At the same time, revenue was down by MVR 359 million. Both tax and non-tax revenue declined despite a five percent increase in tourist arrivals compared to January and February last year. Receipts from the goods and services tax – a crucial indicator for consumer sentiment – as well as revenue from import duties were both down.
“When you combine these two, with the reduction in income, we are looking at a very precarious situation,” Athif warned.
The precipitous drop in revenue was both perplexing and worrying.
“Are some people not paying GST? Are they saying that since the government is not paying bills, they will hold on to GST revenue? Or has the business cycle really slowed down? That would be more concerning,” Athif said. “GST numbers being down indicates a slowing down. That's more dangerous to the larger economy if we are slowing down. We need to study this.”
Default risk
Speaking at parliament’s public accounts committee last month, Deputy Speaker Ahmed Nazim echoed these concerns. “It is alarming. Our revenue has fallen sharply. The reason for this has not been explained in a way people can understand what's going on,” he said.

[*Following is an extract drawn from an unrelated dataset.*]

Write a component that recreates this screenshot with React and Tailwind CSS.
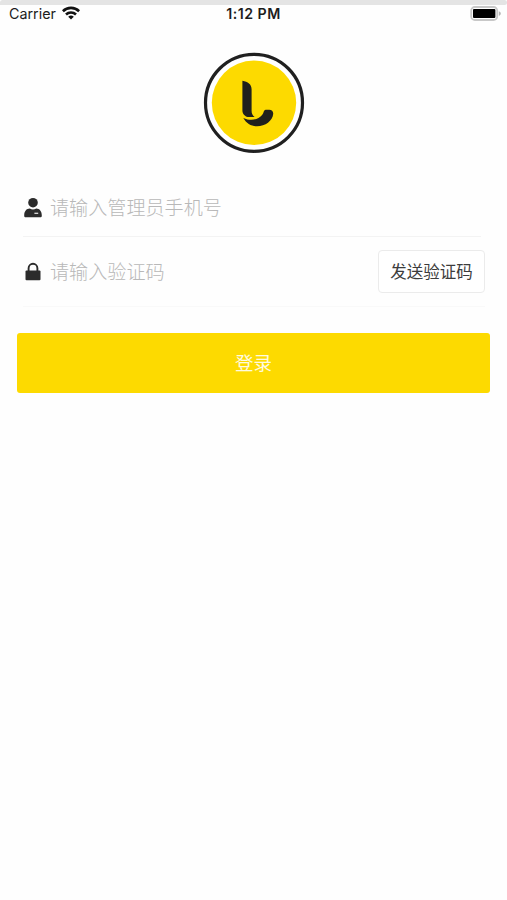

The veteran lawmaker offered a possible explanation for the sharp drop in customs revenue. "We know that the largest chunk of revenue we get is from cigarettes and importing of cigarettes has come to a halt," he said. The decrease was due to importers stockpiling cigarettes ahead of a tariff hike in November, he suggested.
Businesses have yet to resume shipments in normal quantities “because they haven’t run out of the huge stocks they imported” under the old tariffs, he explained, referring to hiked tariffs that drove up the average price of a pack of cigarettes from MVR 110 to MVR 250.
Nazim warned that Aasandha expenses could exceed MVR 3 billion this year, representing 10 percent of total revenue in 2024.
“The problem is we are hesitating and delaying the implementation of reform measures,” he said. “We can't see the economic issues being addressed. We are not seeing positive progress and on top of that, there are no cost-cutting measures either.”
In December, ratings agency Moody’s maintained a negative outlook for the Maldives despite a bailout from India and new foreign exchange controls, casting doubt over the ability to repay the substantial external debt.
“In the absence of a comprehensive financing package or very drastic policy adjustments, wide twin deficits and FX imbalances point to significant downside risks with an increasing probability of default,” the agency concluded.
But both Ameer and Athif were confident that a disastrous debt default could be averted.
"If there is the will, they can still take measures to right the ship. We don't need to default, we have what it takes to manage the situation," said Ameer, the former finance minister.
"But that means the government needs to prioritise what PSIP works need to go on and introduce the reforms that we have been talking about. With the current burden on the government, it's not going to be easy."